◆ What the task asks
Your reply should be a single number: how many lines contain the string "React".

◆ Dataset extract

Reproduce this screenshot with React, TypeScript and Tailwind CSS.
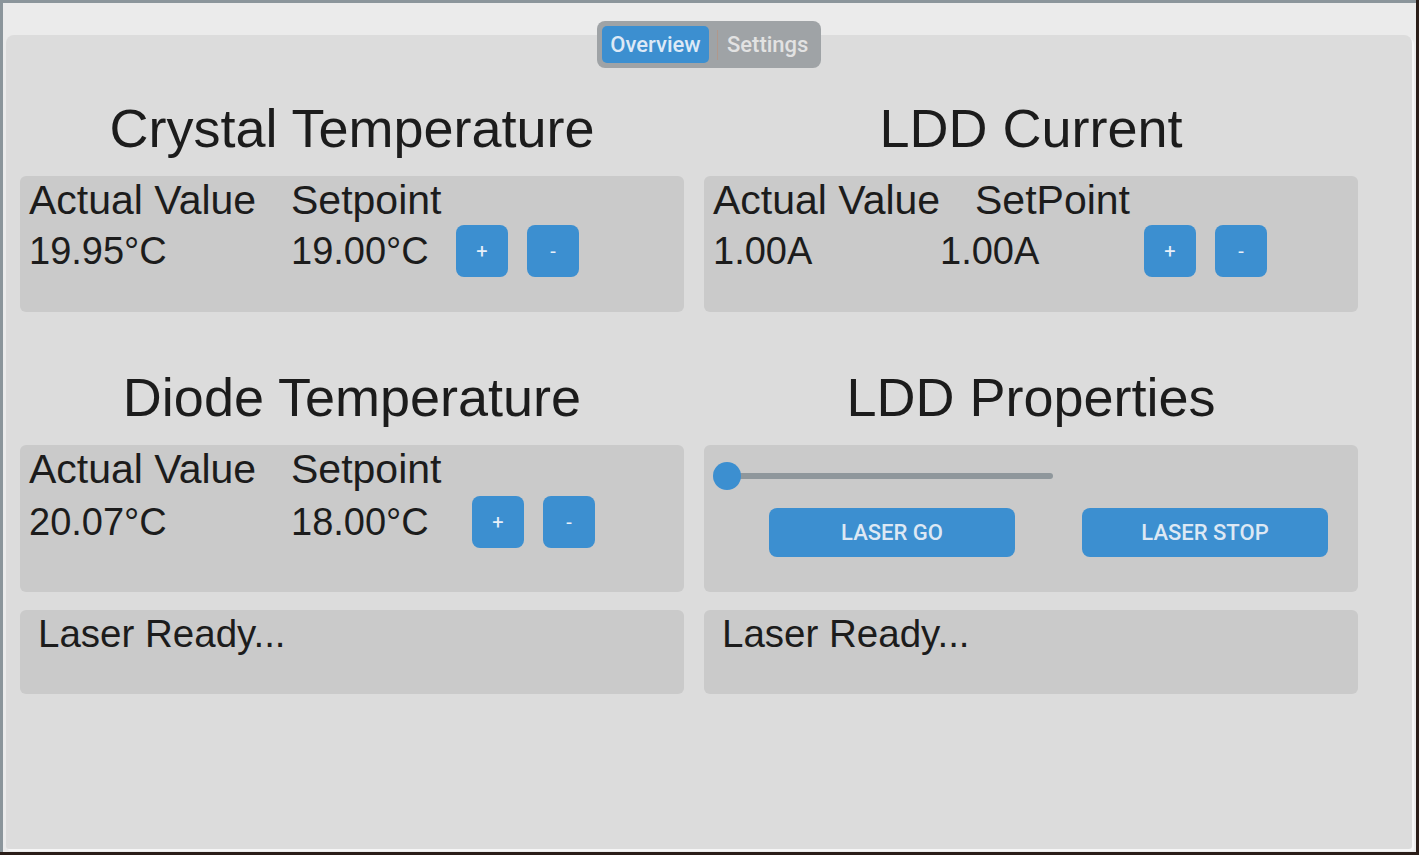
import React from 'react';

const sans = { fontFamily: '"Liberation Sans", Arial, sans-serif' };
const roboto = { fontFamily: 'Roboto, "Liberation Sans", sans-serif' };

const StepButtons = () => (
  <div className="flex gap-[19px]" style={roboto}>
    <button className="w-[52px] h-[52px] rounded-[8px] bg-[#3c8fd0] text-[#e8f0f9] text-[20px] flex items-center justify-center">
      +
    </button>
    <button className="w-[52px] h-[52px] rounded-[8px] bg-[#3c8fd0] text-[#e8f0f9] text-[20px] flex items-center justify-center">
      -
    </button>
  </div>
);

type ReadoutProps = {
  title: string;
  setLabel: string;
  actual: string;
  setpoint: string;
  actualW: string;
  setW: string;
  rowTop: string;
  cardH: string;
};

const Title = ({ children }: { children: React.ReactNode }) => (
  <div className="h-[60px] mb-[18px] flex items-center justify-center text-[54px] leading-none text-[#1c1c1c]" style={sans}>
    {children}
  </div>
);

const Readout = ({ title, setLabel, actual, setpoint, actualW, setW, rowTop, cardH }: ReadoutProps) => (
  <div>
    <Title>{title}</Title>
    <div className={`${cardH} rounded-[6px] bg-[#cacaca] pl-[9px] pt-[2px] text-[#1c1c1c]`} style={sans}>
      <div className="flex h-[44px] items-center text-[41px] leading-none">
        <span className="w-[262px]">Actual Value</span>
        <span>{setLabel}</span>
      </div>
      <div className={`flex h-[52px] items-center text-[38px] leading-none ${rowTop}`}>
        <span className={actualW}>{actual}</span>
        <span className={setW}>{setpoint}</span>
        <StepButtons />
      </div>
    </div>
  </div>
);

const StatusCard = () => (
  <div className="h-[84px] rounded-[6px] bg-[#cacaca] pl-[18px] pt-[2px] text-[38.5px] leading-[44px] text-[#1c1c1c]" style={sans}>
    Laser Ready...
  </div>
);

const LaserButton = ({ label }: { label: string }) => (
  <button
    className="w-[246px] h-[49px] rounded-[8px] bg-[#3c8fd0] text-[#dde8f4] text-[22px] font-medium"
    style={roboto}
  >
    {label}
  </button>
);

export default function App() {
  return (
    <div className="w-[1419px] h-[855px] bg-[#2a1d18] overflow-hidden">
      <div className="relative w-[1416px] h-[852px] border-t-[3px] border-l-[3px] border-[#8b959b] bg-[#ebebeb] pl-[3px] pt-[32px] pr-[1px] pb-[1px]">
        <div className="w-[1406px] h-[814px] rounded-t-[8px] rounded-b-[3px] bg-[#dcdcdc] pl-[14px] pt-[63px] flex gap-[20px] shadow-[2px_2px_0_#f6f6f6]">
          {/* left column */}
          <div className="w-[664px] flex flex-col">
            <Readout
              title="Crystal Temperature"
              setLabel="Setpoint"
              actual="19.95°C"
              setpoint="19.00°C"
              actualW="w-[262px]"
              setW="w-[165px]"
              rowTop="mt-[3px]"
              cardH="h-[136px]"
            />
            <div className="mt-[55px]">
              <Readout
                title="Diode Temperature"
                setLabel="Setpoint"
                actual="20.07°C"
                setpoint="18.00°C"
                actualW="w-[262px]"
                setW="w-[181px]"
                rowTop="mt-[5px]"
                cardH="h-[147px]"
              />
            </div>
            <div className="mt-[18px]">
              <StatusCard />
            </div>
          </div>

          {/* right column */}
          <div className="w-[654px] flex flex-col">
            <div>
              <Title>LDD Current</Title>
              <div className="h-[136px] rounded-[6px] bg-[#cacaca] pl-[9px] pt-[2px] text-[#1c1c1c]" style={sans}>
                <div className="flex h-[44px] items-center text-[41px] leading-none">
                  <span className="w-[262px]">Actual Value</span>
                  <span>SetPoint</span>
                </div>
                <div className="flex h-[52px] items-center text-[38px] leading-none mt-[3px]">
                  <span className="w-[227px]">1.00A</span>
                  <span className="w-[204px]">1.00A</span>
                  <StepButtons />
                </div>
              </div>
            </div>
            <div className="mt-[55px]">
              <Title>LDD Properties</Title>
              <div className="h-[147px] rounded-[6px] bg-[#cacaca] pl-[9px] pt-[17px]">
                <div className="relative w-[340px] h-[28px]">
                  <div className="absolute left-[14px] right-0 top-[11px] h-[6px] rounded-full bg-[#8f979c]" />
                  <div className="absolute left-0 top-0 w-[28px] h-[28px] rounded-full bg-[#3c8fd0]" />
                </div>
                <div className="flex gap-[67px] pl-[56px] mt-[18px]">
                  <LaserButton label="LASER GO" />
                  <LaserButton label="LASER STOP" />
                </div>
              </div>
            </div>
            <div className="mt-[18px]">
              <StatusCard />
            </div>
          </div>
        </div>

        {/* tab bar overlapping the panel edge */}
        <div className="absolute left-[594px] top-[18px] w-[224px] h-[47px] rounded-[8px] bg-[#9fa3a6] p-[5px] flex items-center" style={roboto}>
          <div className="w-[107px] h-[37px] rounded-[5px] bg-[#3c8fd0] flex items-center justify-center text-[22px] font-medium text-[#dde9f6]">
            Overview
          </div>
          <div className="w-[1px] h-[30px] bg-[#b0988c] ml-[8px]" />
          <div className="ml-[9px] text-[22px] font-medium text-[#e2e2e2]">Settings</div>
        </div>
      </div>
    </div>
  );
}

◆ Solution to this task
3